Nessa seara, o princípio da ampla defesa, como direito fundamental e corolário do princípio do devido processo legal, confere às partes, a possibilidade de uma determinada amplitude quanto à produção de meios probatórios, respeitando-se, necessariamente, a licitude das provas produzidas.

Com o advento da Lei dos Juizados Especiais Cíveis e seu procedimento sumaríssimo especial, a aplicação subsidiária do Código de Processo Civil sofre determinadas mitigações, ou seja, verdadeiras restrições aos atos processuais que não se coadunam com a celeridade imposta pelo respectivo procedimento.

Destarte, há uma relativização do direito fundamental à ampla defesa no âmbito do procedimento preconizado pela Lei 9.099 de 1995, tendo em vista a vedação à produção de meios de prova incompatíveis com os princípios norteadores do rito acima mencionado.

A coexistência de direitos fundamentais importa na ocorrência de eventuais tensões ocorridas entre estes, implicando na necessidade de se estabelecer parâmetros para a solução destas controvérsias.

As considerações acima estipuladas evidenciam o caráter relativo dos direitos fundamentais, sendo que os conflitos mencionados alhures seriam solucionados com a aplicação do princípio constitucional, implícito, da proporcionalidade, a partir da verificação dos pressupostos insculpidos nos subprincípios que compõem aquele maior.

Apesar de se atender aos requisitos propostos pelos subprincípios da adequação e da necessidade, quando da admissibilidade de todos os tipos de provas, típicos e atípicos, nos moldes do Código de Processo Civil, restaria violado o subprincípio da proporcionalidade em sentido estrito quando, v.g., se admitir-se a produção de prova pericial no âmbito dos Juizados Especiais Cíveis, o que tornaria o referido procedimento moroso e dispendioso - não atendendo aos ideais de celeridade preconizados no texto constitucional e evidenciados na legislação em comento - para as partes, além de violar, também, um dos subprincípios da oralidade, que impõe a realização de toda produção probatória no âmbito da audiência de instrução e julgamento.

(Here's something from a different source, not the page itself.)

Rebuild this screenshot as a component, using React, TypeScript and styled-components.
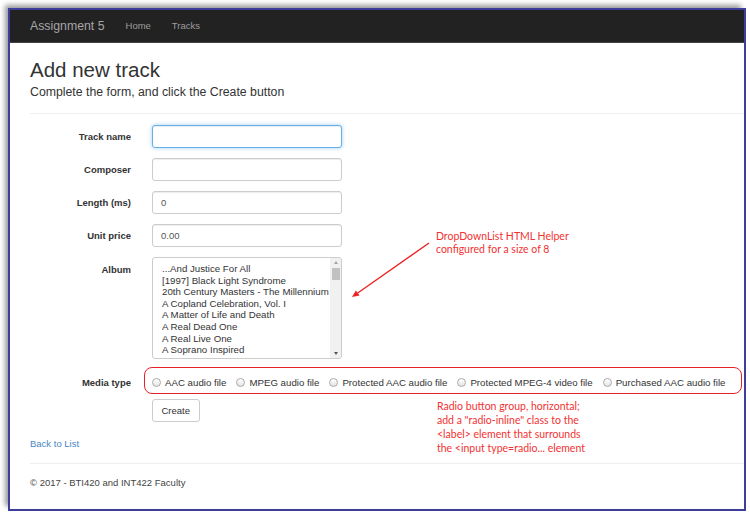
import React from "react";
import styled, { createGlobalStyle } from "styled-components";

const Global = createGlobalStyle`
  html, body { margin: 0; padding: 0; background: #ffffff; }
  body { font-family: "Liberation Sans", Arial, Helvetica, sans-serif; color: #333; }
  * { box-sizing: border-box; }
`;

const Frame = styled.div`
  position: relative;
  margin: 8px 0 0 8px;
  width: 738px;
  height: 503px;
  border: 2px solid #3d3d9b;
  background: #fff;
  box-shadow: -4px -4px 5px -1px rgba(0, 0, 0, 0.4);
`;

const Navbar = styled.nav`
  display: flex;
  align-items: center;
  gap: 21px;
  height: 33px;
  padding: 0 0 1px 20px;
  background: #222;
  border-bottom: 1px solid #454545;
`;

const Brand = styled.span`
  font-size: 12.3px;
  color: #a6a6a6;
`;

const NavLink = styled.span`
  font-size: 9.5px;
  color: #9d9d9d;
`;

const Container = styled.main`
  padding: 0 0 0 20px;
`;

const Title = styled.h2`
  margin: 15px 0 0;
  font-size: 20.5px;
  font-weight: 400;
  line-height: 24px;
  color: #333;
`;

const Lead = styled.p`
  margin: 3px 0 0;
  font-size: 12.3px;
  line-height: 15px;
  color: #333;
`;

const Rule = styled.hr<{ $mt: number }>`
  margin: ${(p) => p.$mt}px 0 0;
  border: 0;
  border-top: 1px solid #eee;
`;

const Form = styled.form`
  margin-top: 11px;
  display: grid;
  grid-template-columns: 101px 1fr;
  column-gap: 21px;
  row-gap: 10px;
`;

const FieldLabel = styled.label<{ $top?: boolean; $media?: boolean }>`
  text-align: right;
  font-weight: 700;
  font-size: 9.5px;
  line-height: 13px;
  color: #333;
  align-self: ${(p) => (p.$top ? "start" : "center")};
  padding-top: ${(p) => (p.$top ? "6px" : "0")};
  margin: ${(p) => (p.$media ? "3px 0 -4px" : "0")};
`;

const TextInput = styled.input<{ $focus?: boolean }>`
  width: 190px;
  height: 23px;
  padding: 0 8px;
  border: 1px solid ${(p) => (p.$focus ? "#66afe9" : "#ccc")};
  border-radius: 3px;
  font-family: inherit;
  font-size: 9.5px;
  color: #555;
  background: #fff;
  outline: none;
  box-shadow: inset 0 1px 1px rgba(0, 0, 0, 0.075)
    ${(p) => (p.$focus ? ", 0 0 4px rgba(102, 175, 233, 0.6)" : "")};
`;

const ListBox = styled.div`
  display: flex;
  width: 190px;
  height: 102px;
  border: 1px solid #ccc;
  border-radius: 3px;
  overflow: hidden;
  background: #fff;
`;

const OptionList = styled.div`
  flex: 1;
  min-width: 0;
  padding: 5px 0 0 9px;
  overflow: hidden;
  font-size: 9.7px;
  line-height: 11.6px;
  color: #333;
  white-space: nowrap;
`;

const OptionItem = styled.div``;

const Scrollbar = styled.div`
  width: 11px;
  display: flex;
  flex-direction: column;
  align-items: center;
  background: #f1f1f1;
  padding: 3px 0 3px;
`;

const ScrollArrow = styled.div<{ $down?: boolean }>`
  width: 0;
  height: 0;
  border-left: 2.5px solid transparent;
  border-right: 2.5px solid transparent;
  ${(p) => (p.$down ? "border-top: 3px solid #555;" : "border-bottom: 3px solid #a3a3a3;")}
  margin-top: ${(p) => (p.$down ? "auto" : "0")};
`;

const ScrollThumb = styled.div`
  width: 8px;
  height: 12px;
  margin-top: 4px;
  background: #c1c1c1;
`;

const RadioGroup = styled.div`
  position: relative;
  display: flex;
  align-items: center;
  height: 21px;
  margin: 3px 0 -4px;
`;

const RadioLabel = styled.label`
  display: inline-flex;
  align-items: center;
  gap: 4px;
  margin-right: 10px;
  font-size: 9.7px;
  color: #333;
  white-space: nowrap;
`;

const RadioDot = styled.span`
  width: 9px;
  height: 9px;
  border-radius: 50%;
  border: 1px solid #a9a9a9;
  background: linear-gradient(#ffffff, #e4e4e4);
`;

const RedBox = styled.div`
  position: absolute;
  left: -8px;
  top: -5px;
  width: 598px;
  height: 27px;
  border: 1.5px solid #e8202a;
  border-radius: 8px;
  pointer-events: none;
`;

const ButtonCell = styled.div`
  grid-column: 2;
`;

const CreateButton = styled.button`
  height: 23px;
  padding: 0 8.5px;
  border: 1px solid #ccc;
  border-radius: 3px;
  background: #fff;
  font-family: inherit;
  font-size: 9.5px;
  color: #333;
`;

const BackLink = styled.a`
  display: block;
  margin-top: 15px;
  font-size: 9.5px;
  line-height: 13.6px;
  color: #4a86c5;
  text-decoration: none;
`;

const Footer = styled.p`
  margin: 12px 0 0;
  font-size: 9.5px;
  line-height: 13.6px;
  color: #444;
`;

const Note = styled.div<{ $x: number; $y: number; $lh: number }>`
  position: absolute;
  left: ${(p) => p.$x}px;
  top: ${(p) => p.$y}px;
  font-family: Lato, "Liberation Sans", sans-serif;
  font-size: 10.5px;
  line-height: ${(p) => p.$lh}px;
  color: #f23232;
  white-space: nowrap;
`;

const ArrowSvg = styled.svg`
  position: absolute;
  left: 330px;
  top: 225px;
`;

const albums = [
  "...And Justice For All",
  "[1997] Black Light Syndrome",
  "20th Century Masters - The Millennium Collection: The Best of Scorpions",
  "A Copland Celebration, Vol. I",
  "A Matter of Life and Death",
  "A Real Dead One",
  "A Real Live One",
  "A Soprano Inspired",
  "A TempestadeTempestade Ou O Livro Dos Dias",
];

const mediaTypes = [
  "AAC audio file",
  "MPEG audio file",
  "Protected AAC audio file",
  "Protected MPEG-4 video file",
  "Purchased AAC audio file",
];

export default function App() {
  return (
    <>
      <Global />
      <Frame>
        <Navbar>
          <Brand>Assignment 5</Brand>
          <NavLink>Home</NavLink>
          <NavLink>Tracks</NavLink>
        </Navbar>
        <Container>
          <Title>Add new track</Title>
          <Lead>Complete the form, and click the Create button</Lead>
          <Rule $mt={13} />
          <Form onSubmit={(e) => e.preventDefault()}>
            <FieldLabel>Track name</FieldLabel>
            <TextInput $focus readOnly defaultValue="" />
            <FieldLabel>Composer</FieldLabel>
            <TextInput readOnly defaultValue="" />
            <FieldLabel>Length (ms)</FieldLabel>
            <TextInput readOnly defaultValue="0" />
            <FieldLabel>Unit price</FieldLabel>
            <TextInput readOnly defaultValue="0.00" />
            <FieldLabel $top>Album</FieldLabel>
            <ListBox>
              <OptionList>
                {albums.map((a) => (
                  <OptionItem key={a}>{a}</OptionItem>
                ))}
              </OptionList>
              <Scrollbar>
                <ScrollArrow />
                <ScrollThumb />
                <ScrollArrow $down />
              </Scrollbar>
            </ListBox>
            <FieldLabel $media>Media type</FieldLabel>
            <RadioGroup>
              {mediaTypes.map((m) => (
                <RadioLabel key={m}>
                  <RadioDot />
                  {m}
                </RadioLabel>
              ))}
              <RedBox />
            </RadioGroup>
            <ButtonCell>
              <CreateButton type="button">Create</CreateButton>
            </ButtonCell>
          </Form>
          <BackLink href="#">Back to List</BackLink>
          <Rule $mt={12} />
          <Footer>© 2017 - BTI420 and INT422 Faculty</Footer>
        </Container>
        <Note $x={426} $y={220} $lh={13}>
          DropDownList HTML Helper
          <br />
          configured for a size of 8
        </Note>
        <ArrowSvg width="100" height="75" viewBox="0 0 100 75">
          <line x1="89" y1="8" x2="17.7" y2="58" stroke="#ee2222" strokeWidth="1.4" />
          <polygon points="12,62 19.6,60.6 15.9,55.4" fill="#ee2222" />
        </ArrowSvg>
        <Note $x={427} $y={389} $lh={14}>
          Radio button group, horizontal;
          <br />
          add a "radio-inline" class to the
          <br />
          &lt;label&gt; element that surrounds
          <br />
          the &lt;input type=radio... element
        </Note>
      </Frame>
    </>
  );
}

Desta forma, seria imensamente desproporcional, strictu sensu, e, por conseqüência, lato sensu, admitir a produção de provas no âmbito dos Juizados Especiais Cíveis, ao se aplicar, sem restrições, o princípio constitucional da ampla defesa, ignorando-se, completamente, a devida observação aos valores constitucionais que estabeleceram a criação destes órgãos jurisdicionais, o que impossibilitaria a efetivação de uma tutela jurisdicional adequada, útil e justa.


6.REFERÊNCIAS

AFONSO da Silva, José. Curso de Direito Constitucional Positivo. 9ª Ed., São Paulo: Malheiros Editores, 1992.

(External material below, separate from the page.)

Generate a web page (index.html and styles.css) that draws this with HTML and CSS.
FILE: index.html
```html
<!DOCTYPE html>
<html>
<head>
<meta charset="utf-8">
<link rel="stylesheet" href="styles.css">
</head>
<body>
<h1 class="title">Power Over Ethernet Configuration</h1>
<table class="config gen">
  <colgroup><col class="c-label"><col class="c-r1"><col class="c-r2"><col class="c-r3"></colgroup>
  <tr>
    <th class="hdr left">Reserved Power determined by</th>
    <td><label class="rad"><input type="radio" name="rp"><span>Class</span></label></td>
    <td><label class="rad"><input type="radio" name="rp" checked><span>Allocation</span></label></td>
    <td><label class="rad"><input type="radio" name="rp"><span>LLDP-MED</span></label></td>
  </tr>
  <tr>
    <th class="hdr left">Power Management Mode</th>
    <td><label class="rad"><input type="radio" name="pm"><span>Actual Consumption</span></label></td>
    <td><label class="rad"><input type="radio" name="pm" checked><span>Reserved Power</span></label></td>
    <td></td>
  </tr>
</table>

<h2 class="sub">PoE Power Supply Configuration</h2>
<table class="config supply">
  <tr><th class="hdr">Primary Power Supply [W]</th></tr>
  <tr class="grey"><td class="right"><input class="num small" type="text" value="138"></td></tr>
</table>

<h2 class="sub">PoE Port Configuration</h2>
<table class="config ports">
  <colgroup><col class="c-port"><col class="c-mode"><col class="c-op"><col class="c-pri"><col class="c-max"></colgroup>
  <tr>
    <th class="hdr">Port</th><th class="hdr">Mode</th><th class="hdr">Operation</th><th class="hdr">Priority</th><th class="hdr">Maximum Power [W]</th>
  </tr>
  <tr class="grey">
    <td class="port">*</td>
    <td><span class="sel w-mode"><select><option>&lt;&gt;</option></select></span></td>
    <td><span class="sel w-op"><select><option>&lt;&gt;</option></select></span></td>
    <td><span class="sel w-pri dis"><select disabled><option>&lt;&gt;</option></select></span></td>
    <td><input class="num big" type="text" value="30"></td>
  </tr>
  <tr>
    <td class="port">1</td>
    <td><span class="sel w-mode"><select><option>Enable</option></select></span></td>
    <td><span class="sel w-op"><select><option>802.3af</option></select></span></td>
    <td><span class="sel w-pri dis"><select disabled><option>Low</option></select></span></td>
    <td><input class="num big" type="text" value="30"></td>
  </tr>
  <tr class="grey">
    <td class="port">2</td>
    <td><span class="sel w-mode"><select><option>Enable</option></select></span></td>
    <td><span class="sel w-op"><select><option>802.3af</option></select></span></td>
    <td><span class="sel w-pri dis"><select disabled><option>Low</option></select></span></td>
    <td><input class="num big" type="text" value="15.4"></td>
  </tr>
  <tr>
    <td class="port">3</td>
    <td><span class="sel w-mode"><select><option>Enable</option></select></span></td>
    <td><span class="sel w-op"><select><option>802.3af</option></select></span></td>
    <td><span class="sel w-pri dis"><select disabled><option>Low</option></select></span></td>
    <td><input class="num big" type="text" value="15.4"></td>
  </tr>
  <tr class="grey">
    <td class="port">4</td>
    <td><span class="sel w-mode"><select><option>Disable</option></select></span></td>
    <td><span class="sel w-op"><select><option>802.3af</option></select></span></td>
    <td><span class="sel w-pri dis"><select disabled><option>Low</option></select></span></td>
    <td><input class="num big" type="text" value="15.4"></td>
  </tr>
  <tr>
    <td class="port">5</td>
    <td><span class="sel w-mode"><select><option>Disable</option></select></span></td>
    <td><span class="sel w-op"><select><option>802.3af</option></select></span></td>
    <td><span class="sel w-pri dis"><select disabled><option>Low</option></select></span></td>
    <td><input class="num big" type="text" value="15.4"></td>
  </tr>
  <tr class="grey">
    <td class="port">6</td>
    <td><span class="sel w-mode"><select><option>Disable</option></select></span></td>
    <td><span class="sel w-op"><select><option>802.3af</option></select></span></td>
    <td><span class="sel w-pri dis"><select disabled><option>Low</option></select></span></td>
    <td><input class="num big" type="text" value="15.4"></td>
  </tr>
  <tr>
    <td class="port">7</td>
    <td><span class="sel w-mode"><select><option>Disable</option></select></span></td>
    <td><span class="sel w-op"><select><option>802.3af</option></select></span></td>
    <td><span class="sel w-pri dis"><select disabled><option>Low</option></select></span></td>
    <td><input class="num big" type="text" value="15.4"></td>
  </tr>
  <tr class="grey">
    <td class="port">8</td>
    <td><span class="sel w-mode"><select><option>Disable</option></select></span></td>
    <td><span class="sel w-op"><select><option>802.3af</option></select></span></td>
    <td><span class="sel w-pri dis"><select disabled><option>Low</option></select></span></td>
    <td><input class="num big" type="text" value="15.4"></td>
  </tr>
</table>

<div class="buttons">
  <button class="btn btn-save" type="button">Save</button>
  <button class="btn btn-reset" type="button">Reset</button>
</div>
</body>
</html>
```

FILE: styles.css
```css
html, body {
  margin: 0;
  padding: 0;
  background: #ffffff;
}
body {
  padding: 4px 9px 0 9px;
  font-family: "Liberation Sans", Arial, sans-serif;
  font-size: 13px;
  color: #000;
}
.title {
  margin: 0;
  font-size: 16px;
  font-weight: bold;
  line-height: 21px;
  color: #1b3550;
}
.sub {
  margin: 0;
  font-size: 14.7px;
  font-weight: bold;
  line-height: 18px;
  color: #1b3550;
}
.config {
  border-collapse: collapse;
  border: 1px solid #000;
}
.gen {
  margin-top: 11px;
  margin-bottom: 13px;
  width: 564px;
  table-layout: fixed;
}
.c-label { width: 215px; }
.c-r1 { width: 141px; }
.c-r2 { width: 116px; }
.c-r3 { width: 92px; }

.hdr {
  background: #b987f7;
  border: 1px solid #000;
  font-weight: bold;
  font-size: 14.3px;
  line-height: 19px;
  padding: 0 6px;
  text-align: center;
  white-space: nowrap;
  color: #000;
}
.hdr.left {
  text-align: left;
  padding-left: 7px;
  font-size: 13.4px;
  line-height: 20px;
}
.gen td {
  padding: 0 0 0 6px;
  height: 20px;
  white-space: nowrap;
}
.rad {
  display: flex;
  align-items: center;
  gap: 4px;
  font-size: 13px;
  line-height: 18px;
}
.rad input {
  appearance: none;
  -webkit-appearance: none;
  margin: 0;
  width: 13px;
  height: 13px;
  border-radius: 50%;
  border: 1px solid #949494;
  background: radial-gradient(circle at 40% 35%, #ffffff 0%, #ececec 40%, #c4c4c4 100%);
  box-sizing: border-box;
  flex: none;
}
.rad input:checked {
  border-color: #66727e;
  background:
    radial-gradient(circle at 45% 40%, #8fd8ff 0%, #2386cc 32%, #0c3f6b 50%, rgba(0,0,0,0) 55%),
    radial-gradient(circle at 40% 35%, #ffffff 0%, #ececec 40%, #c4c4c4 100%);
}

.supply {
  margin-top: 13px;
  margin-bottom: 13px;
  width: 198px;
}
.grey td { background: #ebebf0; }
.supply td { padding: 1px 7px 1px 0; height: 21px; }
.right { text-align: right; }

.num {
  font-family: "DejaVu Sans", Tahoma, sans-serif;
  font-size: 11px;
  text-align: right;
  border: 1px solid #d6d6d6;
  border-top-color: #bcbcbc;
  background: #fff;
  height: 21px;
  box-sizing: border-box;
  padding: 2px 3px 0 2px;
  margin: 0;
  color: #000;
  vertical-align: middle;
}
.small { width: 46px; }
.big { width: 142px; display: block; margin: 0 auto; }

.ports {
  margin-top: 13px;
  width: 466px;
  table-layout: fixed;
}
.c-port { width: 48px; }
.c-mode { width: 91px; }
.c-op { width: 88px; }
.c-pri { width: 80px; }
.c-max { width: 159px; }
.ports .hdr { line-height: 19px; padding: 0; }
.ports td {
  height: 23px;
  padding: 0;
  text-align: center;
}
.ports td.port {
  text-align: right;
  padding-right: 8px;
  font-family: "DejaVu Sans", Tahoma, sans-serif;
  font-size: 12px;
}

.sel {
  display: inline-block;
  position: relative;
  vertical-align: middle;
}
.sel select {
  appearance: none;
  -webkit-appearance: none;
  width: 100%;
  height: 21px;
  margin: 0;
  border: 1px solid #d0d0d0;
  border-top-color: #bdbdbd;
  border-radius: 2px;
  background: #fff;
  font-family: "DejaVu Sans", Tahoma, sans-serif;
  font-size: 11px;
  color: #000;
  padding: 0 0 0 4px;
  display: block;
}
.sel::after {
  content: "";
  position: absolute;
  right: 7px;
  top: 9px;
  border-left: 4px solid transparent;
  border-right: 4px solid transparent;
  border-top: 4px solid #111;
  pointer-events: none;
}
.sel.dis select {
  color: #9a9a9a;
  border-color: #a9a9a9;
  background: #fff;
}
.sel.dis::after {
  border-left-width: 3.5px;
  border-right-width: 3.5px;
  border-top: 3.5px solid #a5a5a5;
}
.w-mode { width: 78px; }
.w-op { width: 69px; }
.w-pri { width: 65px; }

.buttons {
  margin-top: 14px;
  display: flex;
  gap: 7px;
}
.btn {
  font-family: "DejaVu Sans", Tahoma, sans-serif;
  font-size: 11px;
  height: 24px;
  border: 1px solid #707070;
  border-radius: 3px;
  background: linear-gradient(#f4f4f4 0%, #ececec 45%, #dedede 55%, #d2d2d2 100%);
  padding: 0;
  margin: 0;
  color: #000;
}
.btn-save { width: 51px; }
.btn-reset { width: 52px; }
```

BARROS, Suzana de Toledo. O Princípio da Proporcionalidade e o Controle de Constitucionalidade das Leis Restritivas de Direitos Fundamentais. 2ª Ed., Brasília: Brasília Jurídica, 2000.

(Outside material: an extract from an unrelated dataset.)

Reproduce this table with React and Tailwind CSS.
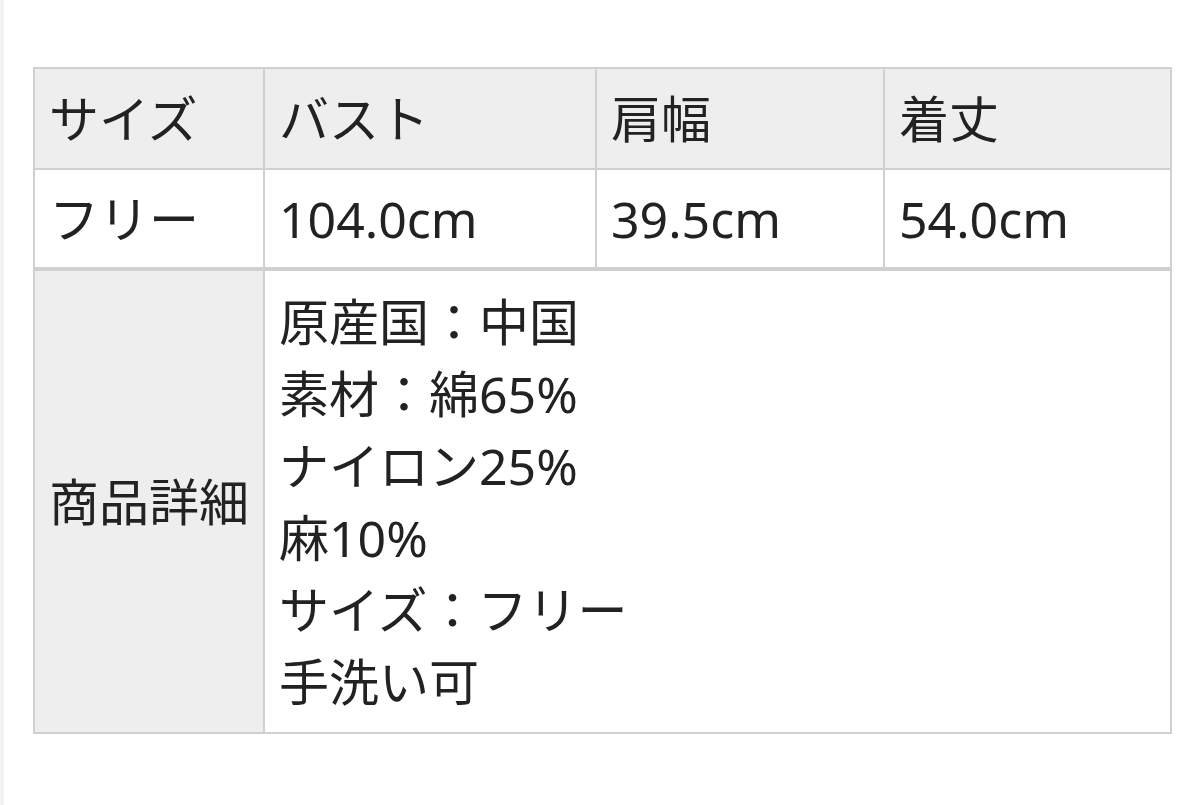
import React from 'react';

const sizeHead = ['サイズ', 'バスト', '肩幅', '着丈'];
const sizeRow = ['フリー', '104.0cm', '39.5cm', '54.0cm'];
const details = ['原産国：中国', '素材：綿65%', 'ナイロン25%', '麻10%', 'サイズ：フリー', '手洗い可'];

export default function App() {
  return (
    <div className="flex w-full h-[805px] bg-white text-[#222] font-['Noto_Sans','Noto_Sans_CJK_JP',sans-serif]">
      <div className="w-[4px] bg-[#f2f2f2]"></div>
      <div className="pt-[67px] pl-[29px]">
        <table className="table-fixed border-collapse w-[1137px] text-[50px] leading-[72px]">
          <colgroup>
            <col className="w-[230px]" />
            <col className="w-[332px]" />
            <col className="w-[288px]" />
            <col className="w-[287px]" />
          </colgroup>
          <tbody>
            <tr className="h-[101px] bg-[#eeeeee]">
              {sizeHead.map((t) => (
                <td key={t} className="border-2 border-[#d0d0d0] pl-[14px] align-middle whitespace-nowrap">{t}</td>
              ))}
            </tr>
            <tr className="h-[100px] bg-white">
              {sizeRow.map((t) => (
                <td key={t} className="border-2 border-[#d0d0d0] pl-[14px] align-middle whitespace-nowrap">{t}</td>
              ))}
            </tr>
            <tr className="h-[464px]">
              <td className="border-2 border-t-4 border-[#d0d0d0] bg-[#eeeeee] pl-[14px] align-middle whitespace-nowrap">商品詳細</td>
              <td colSpan={3} className="border-2 border-t-4 border-[#d0d0d0] bg-white pl-[14px] align-middle">
                {details.map((d) => (
                  <div key={d}>{d}</div>
                ))}
              </td>
            </tr>
          </tbody>
        </table>
      </div>
    </div>
  );
}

BARROSO, Luís Roberto. Neoconstitucionalismo e Constitucionalização do Direito. O Triunfo Tardio do Direito Constitucional no Brasil. Jus Navigandi, Teresina, ano 10, n. 851, 1 nov. 2005. Disponível em <https://jus.com.br/artigos/7547>. Acesso em: 01 ago. 2008.

BERNARDINI, Marcos Maurício. Juizados Especiais Cíveis. Provas Técnicas e Perspectivas Gerais (Federais, Criminais e de Família). São Paulo: Memória Jurídica Editora, 2001.

BOMFIM, Thiago. Os Princípios Constitucionais e sua força normativa. Salvador: JusPodivm, 2008.

BRASIL. Projeto do Novo Código de Processo Civil. Senado, Brasília. Disponível em <http://www.senado.gov.br.>. Acesso em 12 de jan. 2011.

CAPPELLETTI, Mauro e GARTH, Bryant. Acesso à Justiça. Tradução e Revisão: Ellen Gracie Northfleet. Porto Alegre: Sergio Antonio Fabris Editor, 1988.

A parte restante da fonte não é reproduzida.